The London photo-design studio that made the album cover an art form, and where Peter Christopherson trained before Throbbing Gristle · filed as the production unit whose method shaped the founding industrial visual aesthetic.

Hipgnosis is the London album-cover photo-design studio where Peter Christopherson learned his craft, and the Bureau files it in the Photography sub-section as a production unit rather than a single photographer: the studio whose method stands behind the Industrial Records eye and the founding industrial visual aesthetic.
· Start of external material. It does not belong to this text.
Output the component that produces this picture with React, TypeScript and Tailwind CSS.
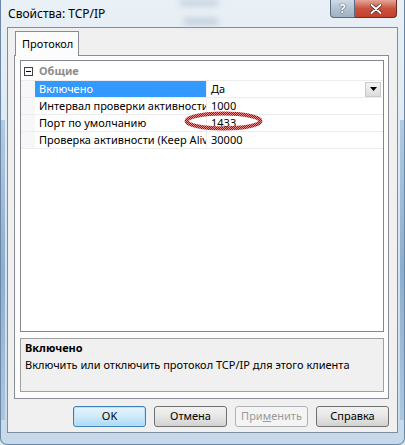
import React from "react";

function Row({ name, value, selected, dropdown }: { name: string; value: string; selected?: boolean; dropdown?: boolean }) {
  return (
    <div className="flex h-[17px] border-t border-[#ededed]">
      <div className="w-[14px] shrink-0 bg-[#f7f7f7]" />
      <div
        className={
          selected
            ? "w-[171px] shrink-0 overflow-hidden whitespace-nowrap bg-[#3399ff] pl-[4px] leading-[16px] text-white"
            : "w-[171px] shrink-0 overflow-hidden whitespace-nowrap pl-[4px] leading-[16px] text-black"
        }
      >
        {name}
      </div>
      <div className="w-px shrink-0 bg-[#ededed]" />
      <div className="flex flex-1 items-center justify-between pl-[4px] pr-[2px] leading-[16px]">
        <span>{value}</span>
        {dropdown && (
          <div className="flex h-[15px] w-[16px] items-center justify-center border border-[#c9c9c9] bg-gradient-to-b from-[#f4f4f4] to-[#dcdcdc]">
            <svg width="7" height="4" viewBox="0 0 7 4">
              <path d="M0 0 H7 L3.5 4 Z" fill="#000" />
            </svg>
          </div>
        )}
      </div>
    </div>
  );
}

function Btn({ label, kind }: { label: React.ReactNode; kind?: "default" | "disabled" }) {
  if (kind === "default")
    return (
      <div className="flex h-[21px] w-[73px] items-center justify-center rounded-[3px] border border-[#3c7fb1] bg-gradient-to-b from-[#e5f4fc] via-[#cfeaf9] to-[#a9daf5] shadow-[inset_0_0_0_1px_#bde2f7] text-black">
        {label}
      </div>
    );
  if (kind === "disabled")
    return (
      <div className="flex h-[21px] w-[73px] items-center justify-center rounded-[3px] border border-[#adb2b5] bg-[#f4f4f4] text-[#9a9a9a]">
        {label}
      </div>
    );
  return (
    <div className="flex h-[21px] w-[73px] items-center justify-center rounded-[3px] border border-[#707070] bg-gradient-to-b from-[#f2f2f2] via-[#e6e6e6] to-[#d2d2d2] text-black">
      {label}
    </div>
  );
}

export default function App() {
  return (
    <div className="h-[445px] w-[405px] overflow-hidden bg-[#dfe9f2] font-['Noto_Sans','DejaVu_Sans',sans-serif] text-[11px] text-black">
      <div className="relative h-[445px] w-[405px] rounded-b-[7px] border-b border-l border-r border-[#6a88a6] bg-gradient-to-b from-[#e9f0f6] via-[#d8e5f0] to-[#c6d9ea]">
        {/* glass blur decorations */}
        <div className="pointer-events-none absolute left-[178px] top-[0px] h-[6px] w-[40px] rounded-full bg-[#9eb0c2] opacity-50 blur-[3px]" />
        <div className="pointer-events-none absolute left-[182px] top-[18px] h-[7px] w-[36px] rounded-full bg-[#9eb0c2] opacity-50 blur-[3px]" />
        <div className="pointer-events-none absolute left-0 top-[120px] h-[300px] w-[4px] bg-gradient-to-b from-[#9fbddb] via-[#6f98c2] to-[#9fbddb] opacity-70" />
        <div className="pointer-events-none absolute right-0 top-[120px] h-[300px] w-[4px] bg-gradient-to-b from-[#9fbddb] via-[#6f98c2] to-[#9fbddb] opacity-70" />

        {/* caption buttons */}
        <div className="absolute right-[7px] top-0 flex h-[18px]">
          <div className="flex w-[25px] items-center justify-center rounded-bl-[4px] border border-t-0 border-[#5b6b7e] bg-gradient-to-b from-[#d0dae5] via-[#b3c2d2] to-[#9fb1c4]">
            <span className="text-[13px] font-bold leading-none text-white [text-shadow:0_0_1px_#2b3b4d,0_0_1px_#2b3b4d]">?</span>
          </div>
          <div className="flex w-[42px] items-center justify-center rounded-br-[4px] border border-l-0 border-t-0 border-[#6b2c22] bg-gradient-to-b from-[#e3a596] via-[#c9523f] to-[#c4402d]">
            <svg width="12" height="10" viewBox="0 0 12 10">
              <path d="M1.5 1 L10.5 9 M10.5 1 L1.5 9" stroke="#3a1410" strokeWidth="3.2" strokeLinecap="round" />
              <path d="M1.5 1 L10.5 9 M10.5 1 L1.5 9" stroke="#ffffff" strokeWidth="2" strokeLinecap="round" />
            </svg>
          </div>
        </div>

        {/* title */}
        <div className="flex h-[27px] items-center pl-[7px] text-[12px] leading-none">Свойства: TCP/IP</div>

        {/* client area */}
        <div className="ml-[6px] h-[406px] w-[391px] border border-[#7d8ea1] bg-[#f0f0f0]">
          <div className="flex h-full flex-col pl-[6px] pr-[8px] pt-[3px]">
            {/* tab */}
            <div className="relative z-10 -mb-px ml-[1px] flex h-[25px] w-[64px] items-center border border-b-0 border-[#898c95] bg-[#fcfcfc] pl-[6px]">
              Протокол
            </div>
            {/* panel */}
            <div className="h-[344px] w-[375px] border border-[#898c95] bg-[#fcfcfc] pl-[5px] pr-[4px] pt-[4px]">
              <div className="relative h-[272px] w-[364px] border border-[#828790] bg-white pt-[1px]">
                <div className="flex h-[18px] items-center">
                  <div className="flex w-[14px] justify-center">
                    <div className="flex h-[9px] w-[9px] items-center justify-center border border-[#404040] bg-white">
                      <div className="h-px w-[5px] bg-black" />
                    </div>
                  </div>
                  <span className="pl-[4px] font-bold text-[#8c8c8c]">Общие</span>
                </div>
                <Row name="Включено" value="Да" selected dropdown />
                <Row name="Интервал проверки активности" value="1000" />
                <Row name="Порт по умолчанию" value="1433" />
                <Row name="Проверка активности (Keep Alive)" value="30000" />
                <div className="border-t border-[#ededed]" />
                {/* red oval annotation */}
                <svg className="absolute left-[163px] top-[50px]" width="79" height="20" viewBox="0 0 79 20">
                  <defs>
                    <pattern id="dots" width="2" height="2" patternUnits="userSpaceOnUse">
                      <rect x="0" y="0" width="2" height="2" fill="#e88a8a" />
                      <rect x="0" y="0" width="1" height="1" fill="#c8000a" />
                      <rect x="1" y="1" width="1" height="1" fill="#c8000a" />
                    </pattern>
                  </defs>
                  <ellipse cx="39.5" cy="10" rx="37" ry="7.5" fill="none" stroke="url(#dots)" strokeWidth="4" />
                </svg>
              </div>
              <div className="mt-[6px] h-[54px] w-[364px] border border-[#a0a0a0] bg-[#f0f0f0] pl-[4px]">
                <div className="font-bold leading-[17px]">Включено</div>
                <div className="leading-[17px]">Включить или отключить протокол TCP/IP для этого клиента</div>
              </div>
            </div>
            {/* buttons */}
            <div className="mt-[7px] flex justify-end gap-[8px]">
              <Btn label="OK" kind="default" />
              <Btn label="Отмена" />
              <Btn
                kind="disabled"
                label={
                  <span>
                    При<span className="underline">м</span>енить
                  </span>
                }
              />
              <Btn label="Справка" />
            </div>
          </div>
        </div>
      </div>
    </div>
  );
}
Where the sub-section's other entries are individual photographers, Hipgnosis is the workshop, and it is filed because of what one of its partners carried out of it.
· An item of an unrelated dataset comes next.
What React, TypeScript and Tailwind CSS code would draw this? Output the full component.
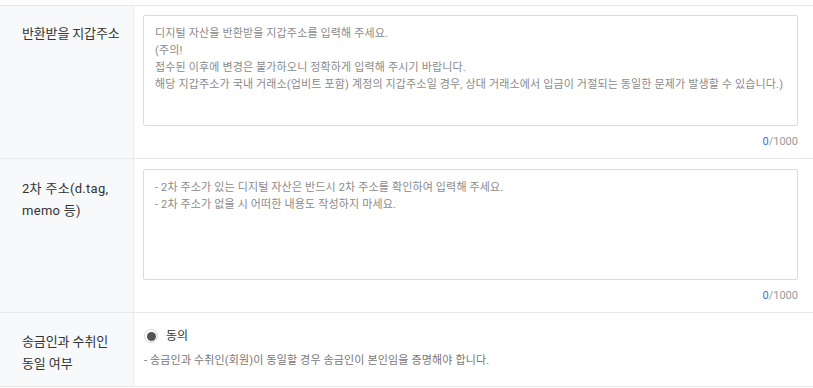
import React from 'react'

const font = { fontFamily: 'Roboto, "Noto Sans CJK KR", sans-serif' }

function Counter() {
  return (
    <div className="mt-[9px] text-right text-[11px] leading-[14px] text-[#999]">
      <span className="text-[#3d6fd8]">0</span>/1000
    </div>
  )
}

function Field({ placeholder }: { placeholder: string }) {
  return (
    <textarea
      readOnly
      placeholder={placeholder}
      className="block w-full h-[111px] resize-none rounded-[2px] border border-[#dcdcdc] bg-white px-[11px] py-[9px] text-[11px] leading-[17px] tracking-[0.15px] text-[#666] placeholder:text-[#8a8a8a] outline-none"
      style={font}
    />
  )
}

export default function App() {
  return (
    <div className="w-[813px] h-[388px] overflow-hidden bg-white pt-[5px]" style={font}>
      <div className="border-t border-[#e8e8e8]">
        {/* wallet address */}
        <div className="flex border-b border-[#e8e8e8]">
          <div className="w-[134px] shrink-0 border-r border-[#ececec] bg-[#f8f9fb] pl-[22px] pt-[17px] text-[13px] leading-[22px] tracking-[-0.15px] text-[#333]">
            반환받을 지갑주소
          </div>
          <div className="flex-1 pl-[9px] pr-[15px] pt-[9px] pb-[9px]">
            <Field
              placeholder={
                '디지털 자산을 반환받을 지갑주소를 입력해 주세요.\n(주의!\n접수된 이후에 변경은 불가하오니 정확하게 입력해 주시기 바랍니다.\n해당 지갑주소가 국내 거래소(업비트 포함) 계정의 지갑주소일 경우, 상대 거래소에서 입금이 거절되는 동일한 문제가 발생할 수 있습니다.)'
              }
            />
            <Counter />
          </div>
        </div>

        {/* secondary address */}
        <div className="flex border-b border-[#e8e8e8]">
          <div className="w-[134px] shrink-0 border-r border-[#ececec] bg-[#f8f9fb] pl-[22px] pr-2 pt-[19px] text-[13px] leading-[22px] tracking-[0.3px] text-[#333]">
            2차 주소(d.tag,
            <br />
            memo 등)
          </div>
          <div className="flex-1 pl-[9px] pr-[15px] pt-[10px] pb-[9px]">
            <Field
              placeholder={
                '- 2차 주소가 있는 디지털 자산은 반드시 2차 주소를 확인하여 입력해 주세요.\n- 2차 주소가 없을 시 어떠한 내용도 작성하지 마세요.'
              }
            />
            <Counter />
          </div>
        </div>

        {/* same person */}
        <div className="flex border-b border-[#e8e8e8]">
          <div className="w-[134px] shrink-0 border-r border-[#ececec] bg-[#f8f9fb] pl-[22px] pt-[18px] pb-[11px] text-[13px] leading-[22px] tracking-[-0.1px] text-[#333]">
            송금인과 수취인
            <br />
            동일 여부
          </div>
          <div className="flex-1 pl-[10px] pt-[15px]">
            <label className="flex items-center gap-[8px]">
              <span className="flex h-[14px] w-[14px] items-center justify-center rounded-full border border-[#d6d6d6] bg-white">
                <span className="h-[9px] w-[9px] rounded-full bg-[#555]" />
              </span>
              <span className="text-[12px] leading-[16px] text-[#333]">동의</span>
            </label>
            <p className="mt-[10px] text-[11px] leading-[14px] tracking-[0.15px] text-[#777]">
              - 송금인과 수취인(회원)이 동일할 경우 송금인이 본인임을 증명해야 합니다.
            </p>
          </div>
        </div>
      </div>
    </div>
  )
}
The studio was founded in 1968 by Storm Thorgerson and Aubrey Powell, Cambridge contemporaries of Pink Floyd, and took its name from a piece of graffiti, HIPGNOSIS, that Syd Barrett scrawled on the door of a shared flat, a play on "hip" and "gnosis." Its first cover was Pink Floyd's A Saucerful of Secrets (1968), and from a studio on Denmark Street in Soho it built, across fifteen years, the most recognisable body of album-cover work of the era, more than four hundred covers and five Grammy nominations.

The Hipgnosis method is the reason it matters to this archive. The studio treated the album cover not as packaging but as a constructed, surreal photographic object integral to the record, an image built in-camera, often elaborate and sometimes absurd or grotesque, made to translate the sound into a still picture. That conception of the cover as a designed photographic concept, executed with craft and conceptual nerve, is a way of working, and it is the way of working Christopherson absorbed.
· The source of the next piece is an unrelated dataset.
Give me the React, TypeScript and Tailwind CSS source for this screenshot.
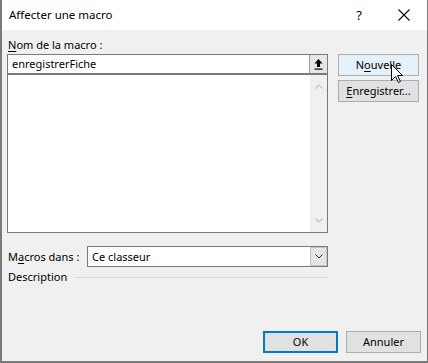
import React from 'react';

function Mn({ children }: { children: React.ReactNode }) {
  return <span className="underline underline-offset-[2px] decoration-[1px]">{children}</span>;
}

function Btn({
  children,
  className = '',
}: {
  children: React.ReactNode;
  className?: string;
}) {
  return (
    <div
      className={`flex h-[22px] w-[81px] items-center justify-center border border-[#adadad] bg-[#e1e1e1] ${className}`}
    >
      {children}
    </div>
  );
}

export default function App() {
  return (
    <div className="relative flex h-[363px] w-[428px] flex-col border-b-2 border-l-2 border-r border-[#7a7a7a] bg-[#f0f0f0] font-['Segoe_UI','Noto_Sans',sans-serif] text-[11px] leading-[16px] text-black">
      {/* title bar */}
      <div className="flex h-[30px] shrink-0 items-center bg-white">
        <span className="pl-[7px] text-[11.5px]">Affecter une macro</span>
        <span className="ml-auto mr-[36px] text-[13px]">?</span>
        <svg width="12" height="12" viewBox="0 0 12 12" className="mr-[17px]">
          <path d="M0.5 0.5 L11.5 11.5 M11.5 0.5 L0.5 11.5" stroke="#000" strokeWidth="1.1" />
        </svg>
      </div>

      <div className="flex flex-1 flex-col px-[5px] pb-[8px]">
        <div className="flex gap-[10px]">
          {/* left column */}
          <div className="flex w-[321px] flex-col">
            <div className="mt-[7px] mb-[1px] pl-[1px]">
              <Mn>N</Mn>om de la macro :
            </div>
            <div className="flex h-[20px] border border-[#7a7a7a] bg-white">
              <span className="flex-1 pl-[4px] leading-[18px]">enregistrerFiche</span>
              <div className="flex w-[18px] items-center justify-center border-l border-[#a0a0a0] bg-[#e6e6e6]">
                <svg width="9" height="11" viewBox="0 0 9 11">
                  <path d="M4.5 0 L8.5 4.5 H6 V8 H3 V4.5 H0.5 Z" fill="#000" />
                  <rect x="0.5" y="9.5" width="8" height="1.2" fill="#000" />
                </svg>
              </div>
            </div>
            <div className="flex h-[159px] border border-[#7a7a7a] bg-white">
              <div className="flex-1" />
              <div className="flex w-[17px] flex-col items-center justify-between bg-[#f0f0f0] py-[9px]">
                <svg width="8" height="5" viewBox="0 0 8 5">
                  <path d="M0.5 4.5 L4 1 L7.5 4.5" stroke="#c2c2c2" strokeWidth="1.2" fill="none" />
                </svg>
                <svg width="8" height="5" viewBox="0 0 8 5">
                  <path d="M0.5 0.5 L4 4 L7.5 0.5" stroke="#c2c2c2" strokeWidth="1.2" fill="none" />
                </svg>
              </div>
            </div>

            <div className="mt-[13px] flex items-center">
              <span className="w-[80px] pl-[1px]">
                M<Mn>a</Mn>cros dans :
              </span>
              <div className="flex h-[21px] flex-1 border border-[#7a7a7a] bg-white">
                <span className="flex-1 pl-[4px] leading-[19px]">Ce classeur</span>
                <div className="flex w-[17px] items-center justify-center border border-[#c4c4c4] bg-[#e5e5e5]">
                  <svg width="8" height="5" viewBox="0 0 8 5">
                    <path d="M0.5 0.5 L4 4 L7.5 0.5" stroke="#333" strokeWidth="1" fill="none" />
                  </svg>
                </div>
              </div>
            </div>

            <div className="mt-[2px] flex items-center gap-[7px] pl-[1px]">
              <span>Description</span>
              <div className="h-px flex-1 bg-[#dcdcdc]" />
            </div>
          </div>

          {/* right column */}
          <div className="flex flex-col gap-[4px] pt-[24px]">
            <Btn className="border-[#0078d7] bg-[#e5f1fb]">
              <span>
                N<Mn>o</Mn>uvelle
              </span>
            </Btn>
            <Btn>
              <span>
                <Mn>E</Mn>nregistrer...
              </span>
            </Btn>
          </div>
        </div>

        <div className="mt-auto flex justify-end gap-[8px] pr-[1px]">
          <div className="flex h-[22px] w-[75px] items-center justify-center border-2 border-[#0078d7] bg-[#e1e1e1]">
            OK
          </div>
          <div className="flex h-[22px] w-[75px] items-center justify-center border border-[#adadad] bg-[#e1e1e1]">
            Annuler
          </div>
        </div>
      </div>

      {/* mouse cursor */}
      <svg
        width="13"
        height="20"
        viewBox="0 0 13 20"
        className="absolute left-[389px] top-[64px]"
      >
        <path
          d="M0.5 0.5 V16.5 L4.5 12.5 L7.5 18.5 L9.5 17.5 L6.5 11.5 H11.5 Z"
          fill="#fff"
          stroke="#000"
          strokeWidth="1"
          strokeLinejoin="miter"
        />
      </svg>
    </div>
  );
}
Peter "Sleazy" Christopherson joined Hipgnosis as an assistant in 1974 and became a full partner in 1978, working there through to the studio's end while simultaneously a member of Throbbing Gristle. He is the direct line from the studio to the genre: the photographer-designer who took the Hipgnosis training (the constructed image, the cover as concept, the photograph as the record's visual totality) and applied it to the visual programme of Industrial Records, giving the founding industrial moment a designed, photographic look quite unlike the punk graphics around it.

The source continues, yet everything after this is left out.